The report specifically faults Fort Hood’s commanders, Criminal Investigation Division and Public Affairs Office for missteps after Guillen’s disappearance.
Before Guillen’s murder, the report says, “Fort Hood’s protocols and procedures were inadequate to account for, to safeguard and to determine the whereabouts of missing soldiers in the hours immediately after they went missing.”
And, the report says, Fort Hood’s CID is essentially a training ground.”
“There were simply too few journeyman level Agents to work the complex sex crime and death cases while mentoring the large number of inexperienced and un-credentialed special agents who are constantly transferring in and out.
During the investigation, the report notes, the special agent in charge of the Fort Hood CID transferred to another post amid “one of the most complex and high-profile investigations the office has ever handled.”

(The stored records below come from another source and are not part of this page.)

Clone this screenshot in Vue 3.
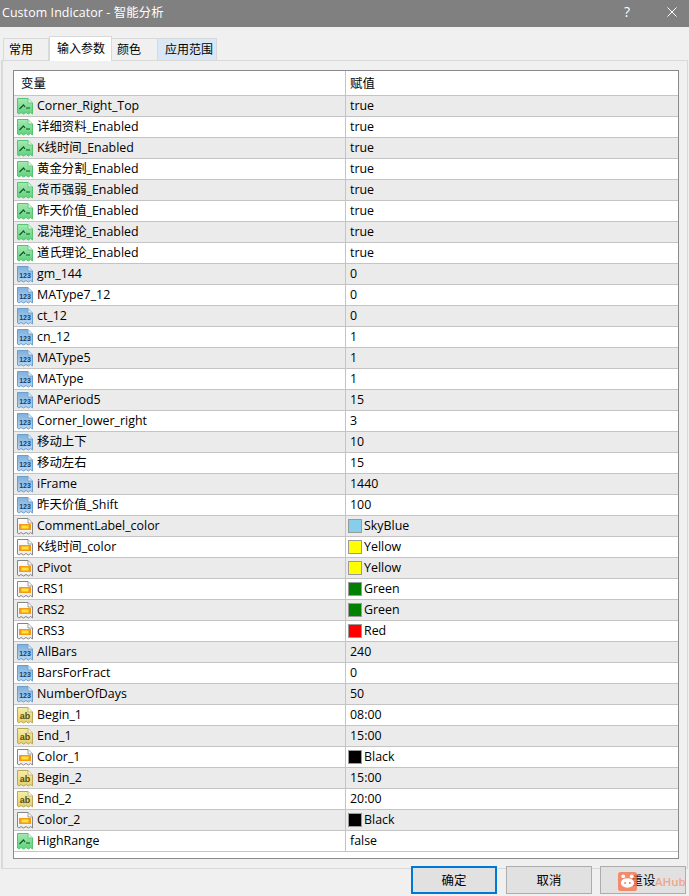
<script setup>
const raw = [
  ['b','Corner_Right_Top','true'],['b','详细资料_Enabled','true'],['b','K线时间_Enabled','true'],['b','黄金分割_Enabled','true'],
  ['b','货币强弱_Enabled','true'],['b','昨天价值_Enabled','true'],['b','混沌理论_Enabled','true'],['b','道氏理论_Enabled','true'],
  ['n','gm_144','0'],['n','MAType7_12','0'],['n','ct_12','0'],['n','cn_12','1'],['n','MAType5','1'],['n','MAType','1'],
  ['n','MAPeriod5','15'],['n','Corner_lower_right','3'],['n','移动上下','10'],['n','移动左右','15'],['n','iFrame','1440'],['n','昨天价值_Shift','100'],
  ['c','CommentLabel_color','SkyBlue','#87ceeb'],['c','K线时间_color','Yellow','#ffff00'],['c','cPivot','Yellow','#ffff00'],
  ['c','cRS1','Green','#008000'],['c','cRS2','Green','#008000'],['c','cRS3','Red','#ff0000'],
  ['n','AllBars','240'],['n','BarsForFract','0'],['n','NumberOfDays','50'],
  ['s','Begin_1','08:00'],['s','End_1','15:00'],['c','Color_1','Black','#000000'],['s','Begin_2','15:00'],['s','End_2','20:00'],['c','Color_2','Black','#000000'],
  ['b','HighRange','false']
]
const rows = raw.map(([kind, name, value, swatch]) => ({ kind, name, value, swatch }))
const stroke = { b: '#58c274', n: '#6c9ecb', c: '#858585', s: '#b9a85a' }
const sheet = 'M0.5 0.5H11L15.5 5V16L13.5 14.5L11.5 16L9 14.5L6.5 16L4 14.5L2 16L0.5 15Z'
</script>

<template>
  <div class="dialog">
    <svg class="defs" width="0" height="0" aria-hidden="true">
      <defs>
        <linearGradient id="grad-b" x1="0" y1="0" x2="0" y2="1"><stop offset="0" stop-color="#a4eab2"/><stop offset="1" stop-color="#5fd27c"/></linearGradient>
        <linearGradient id="grad-n" x1="0" y1="0" x2="0" y2="1"><stop offset="0" stop-color="#7fb0dd"/><stop offset="1" stop-color="#b9d6f1"/></linearGradient>
        <linearGradient id="grad-c" x1="0" y1="0" x2="0" y2="1"><stop offset="0" stop-color="#ffffff"/><stop offset="1" stop-color="#ececec"/></linearGradient>
        <linearGradient id="grad-s" x1="0" y1="0" x2="0" y2="1"><stop offset="0" stop-color="#f6eea8"/><stop offset="1" stop-color="#e3cf6e"/></linearGradient>
      </defs>
    </svg>
    <header class="titlebar">
      <span class="title">Custom Indicator - 智能分析</span>
      <span class="help">?</span>
      <svg class="close" width="10" height="10" viewBox="0 0 10 10"><path d="M0.5 0.5L9.5 9.5M9.5 0.5L0.5 9.5" stroke="#fff" stroke-width="1" fill="none"/></svg>
    </header>
    <nav class="tabs">
      <span class="tab first">常用</span>
      <span class="tab active">输入参数</span>
      <span class="tab">颜色</span>
      <span class="tab hover">应用范围</span>
    </nav>
    <section class="panel">
      <div class="table">
        <div class="head">
          <div class="c1">变量</div>
          <div class="c2">赋值</div>
        </div>
        <div v-for="(r, i) in rows" :key="i" class="row" :class="{ odd: i % 2 === 0 }">
          <div class="c1">
            <svg class="ico" width="16" height="17" viewBox="0 0 16 17">
              <path :d="sheet" :fill="`url(#grad-${r.kind})`" :stroke="stroke[r.kind]" stroke-width="1"/>
              <path d="M11 0.5V5H15.5" fill="#ffffffb0" :stroke="stroke[r.kind]" stroke-width="0.8"/>
              <path v-if="r.kind === 'b'" d="M2.5 11L6.5 7L8 9M9 10H13" fill="none" stroke="#14532d" stroke-width="1.2"/>
              <template v-if="r.kind === 'c'">
                <rect x="2" y="6" width="12" height="6" fill="#f59a16"/>
                <rect x="4.5" y="7.5" width="7" height="3" fill="#ffe23a"/>
              </template>
              <text v-if="r.kind === 'n'" x="8" y="12" class="glyph n">123</text>
              <text v-if="r.kind === 's'" x="8" y="12" class="glyph s">ab</text>
            </svg>
            <span class="txt">{{ r.name }}</span>
          </div>
          <div class="c2">
            <i v-if="r.swatch" class="swatch" :style="{ background: r.swatch }"></i>
            <span class="txt">{{ r.value }}</span>
          </div>
        </div>
        <div class="rest"></div>
      </div>
    </section>
    <footer class="actions">
      <button class="btn primary">确定</button>
      <button class="btn">取消</button>
      <button class="btn">重设</button>
    </footer>
    <div class="mark">
      <svg width="19" height="19" viewBox="0 0 20 20">
        <rect width="20" height="20" rx="3" fill="#f4764d" opacity="0.8"/>
        <circle cx="5.5" cy="4.5" r="2" fill="#fff"/><circle cx="14.5" cy="4.5" r="2" fill="#fff"/>
        <ellipse cx="10" cy="11.5" rx="7" ry="5" fill="#fff"/>
        <circle cx="7.5" cy="11.5" r="1" fill="#f4764d"/><circle cx="12.5" cy="11.5" r="1" fill="#f4764d"/>
      </svg>
      <span>AHub</span>
    </div>
  </div>
</template>

<style scoped>
.dialog {
  position: relative;
  width: 689px;
  height: 896px;
  overflow: hidden;
  background: #f0f0f0;
  display: flex;
  flex-direction: column;
  font-family: "Open Sans", "Noto Sans CJK SC", sans-serif;
  font-size: 12.4px;
  color: #000;
}
.defs { position: absolute; }
.titlebar {
  height: 27px;
  flex: none;
  box-sizing: border-box;
  background: #808080;
  color: #fff;
  display: flex;
  align-items: center;
  padding: 0 12px 4px 2px;
}
.title { flex: 1; letter-spacing: 0.1px; }
.help { margin-right: 37px; font-size: 14px; }
.tabs {
  height: 25px;
  margin-top: 8px;
  padding-left: 3px;
  display: flex;
  align-items: flex-end;
  flex: none;
  font-size: 12px;
}
.tab {
  height: 22px;
  width: 46px;
  box-sizing: border-box;
  border: 1px solid #d9d9d9;
  border-bottom: 0;
  border-left: 0;
  display: flex;
  align-items: center;
  padding: 0 0 1px 5px;
}
.tab.first { border-left: 1px solid #d9d9d9; }
.tab.active {
  width: 63px;
  height: 25px;
  background: #fff;
  position: relative;
  top: 1px;
  border-left: 1px solid #d9d9d9;
  padding: 0 0 3px 7px;
}
.tab.hover { width: 59px; background: #d8e8f6; padding-left: 7px; }
.panel {
  flex: 1;
  margin: 0 1px 0 1px;
  border: 1px solid #d9d9d9;
  border-width: 1px 1px 1px 2px;
  padding: 9px 8px 9px 10px;
  min-height: 0;
  display: flex;
}
.table {
  flex: 1;
  border: 1px solid #8a8a8e;
  background: #fff;
  display: flex;
  flex-direction: column;
}
.head, .row { display: flex; flex: none; border-bottom: 1px solid #c4c4c4; box-sizing: border-box; }
.head { height: 25px; }
.row { height: 21px; }
.row.odd { background: #ebebeb; }
.c1, .c2 { display: flex; align-items: center; white-space: nowrap; box-sizing: border-box; }
.c1 { width: 332px; flex: none; border-right: 1px solid #c4c4c4; }
.c2 { flex: 1; padding-left: 4px; }
.head .c1 { padding-left: 7px; }
.head .c2 { padding-left: 4px; }
.txt { padding-bottom: 2px; }
.ico { margin: 0 4px 0 3px; flex: none; }
.glyph { font-size: 7px; font-weight: 700; text-anchor: middle; font-family: "Liberation Sans", sans-serif; }
.glyph.n { fill: #12406e; }
.glyph.s { fill: #5a4c0a; font-size: 9px; }
.swatch {
  width: 14px;
  height: 14px;
  box-sizing: border-box;
  border: 1px solid #9a9a9a;
  margin: 0 2px 0 -2px;
  flex: none;
}
.rest { flex: 1; }
.actions {
  position: relative;
  margin-top: -3px;
  height: 29px;
  padding: 0 3px 1px 411px;
  display: flex;
  gap: 8px;
  flex: none;
}
.btn {
  width: 86px;
  height: 28px;
  box-sizing: border-box;
  background: #e1e1e1;
  border: 1px solid #adadad;
  font: inherit;
  padding: 0;
}
.btn.primary { border: 2px solid #0078d7; margin-right: 1px; }
.mark {
  position: absolute;
  left: 618px;
  top: 872px;
  display: flex;
  align-items: center;
  gap: 18px;
  color: #f0a58c;
  font-size: 11.5px;
  font-weight: 600;
}
</style>
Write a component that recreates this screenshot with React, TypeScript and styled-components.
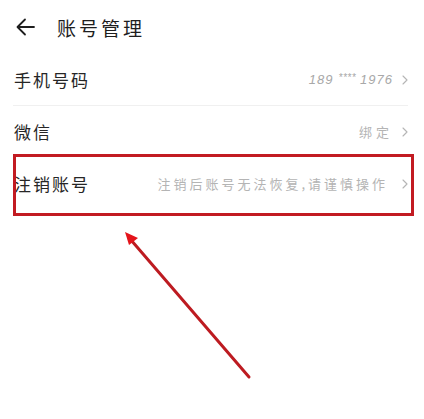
import React from 'react';
import styled, {createGlobalStyle} from 'styled-components';

const GlobalStyle = createGlobalStyle`
    html, body {
        margin: 0;
        padding: 0;
        background: #ffffff;
    }
    body {
        font-family: "Noto Sans CJK SC", "Noto Sans", sans-serif;
        color: #222;
    }
`

const rows = [
    {label: '手机号码', value: 'phone', divider: true},
    {label: '微信', value: '绑定', divider: false},
    {label: '注销账号', value: '注销后账号无法恢复,请谨慎操作', divider: false, wide: true},
];

function Chevron() {
    return (
        <ChevronIcon viewBox="0 0 6 10" width={6} height={10}>
            <path d="M1 1 L5 5 L1 9" fill="none" stroke="#b5b5b5" strokeWidth="1.1" strokeLinecap="round" strokeLinejoin="round"/>
        </ChevronIcon>
    );
}

function App() {
    return (
        <Page>
            <GlobalStyle/>
            <Header>
                <svg width="19" height="18" viewBox="0 0 19 18">
                    <path d="M18 9 H2 M9 1.5 L1.5 9 L9 16.5" fill="none" stroke="#1e1e1e" strokeWidth="1.8" strokeLinecap="round" strokeLinejoin="round"/>
                </svg>
                <Title>账号管理</Title>
            </Header>
            <List>
                {rows.map((row) => (
                    <Row key={row.label} $divider={row.divider}>
                        <Label>{row.label}</Label>
                        <Right>
                            {row.value === 'phone' ? (
                                <Phone>189<Stars>****</Stars>1976</Phone>
                            ) : (
                                <Value $wide={row.wide}>{row.value}</Value>
                            )}
                            <Chevron/>
                        </Right>
                    </Row>
                ))}
            </List>
            <Highlight/>
            <Pointer width="424" height="419" viewBox="0 0 424 419">
                <line x1="249" y1="377" x2="131" y2="240" stroke="#bd1b21" strokeWidth="3" strokeLinecap="round"/>
                <polygon points="125,232 138,238 129,245" fill="#e4141b"/>
            </Pointer>
        </Page>
    );
}

const Page = styled.div`
    position: relative;
    width: 424px;
    height: 419px;
    overflow: hidden;
    background: #fff;
`
const Header = styled.div`
    height: 54px;
    display: flex;
    align-items: center;
    padding-left: 16px;
    box-sizing: border-box;
`
const Title = styled.div`
    margin-left: 22px;
    font-size: 19px;
    letter-spacing: 3px;
    color: #1e1e1e;
`
const List = styled.div`
    display: flex;
    flex-direction: column;
    padding: 0 16px 0 13px;
`
const Row = styled.div<{ $divider?: boolean }>`
    height: 52px;
    display: flex;
    align-items: center;
    justify-content: space-between;
    border-bottom: 1px solid ${({$divider}) => ($divider ? '#f0f0f0' : 'transparent')};
    box-sizing: border-box;
`
const Label = styled.div`
    padding-left: 1px;
    font-size: 17px;
    letter-spacing: 2px;
    color: #262626;
`
const Right = styled.div`
    display: flex;
    align-items: center;
    gap: 9px;
`
const Value = styled.div<{ $wide?: boolean }>`
    font-size: 13px;
    letter-spacing: ${({$wide}) => ($wide ? '3px' : '4px')};
    color: #b4b4b4;
    margin-right: ${({$wide}) => ($wide ? '5px' : '0')};
`
const Phone = styled.div`
    font-family: "Liberation Sans", sans-serif;
    font-style: italic;
    font-size: 13px;
    letter-spacing: 1px;
    color: #a8a8a8;
`
const Stars = styled.span`
    font-size: 10px;
    vertical-align: 3px;
    letter-spacing: 0.5px;
    margin: 0 4px 0 5px;
`
const ChevronIcon = styled.svg`
    display: block;
`
const Highlight = styled.div`
    position: absolute;
    left: 13px;
    top: 154px;
    width: 401px;
    height: 62px;
    border: 3.5px solid #c21b22;
    box-sizing: border-box;
    pointer-events: none;
`
const Pointer = styled.svg`
    position: absolute;
    left: 0;
    top: 0;
    pointer-events: none;
`

export default App;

Fort Hood’s Public Affairs Office, the report says “found itself unable to adequately inform the public and pragmatically inform public perception. The facts became largely irrelevant as a groundswell of support for false theories and poorly informed accusations took root through social media outlets.”
“To frustrate public relations further, beyond PAO activities, the committee observed a pervasive absence of a human touch in the command’s interactions with the family of Spc. Guillen and with the general public,” the report says.
“Simply put, many of the command’s actions were clumsy at best and at times insensitive.”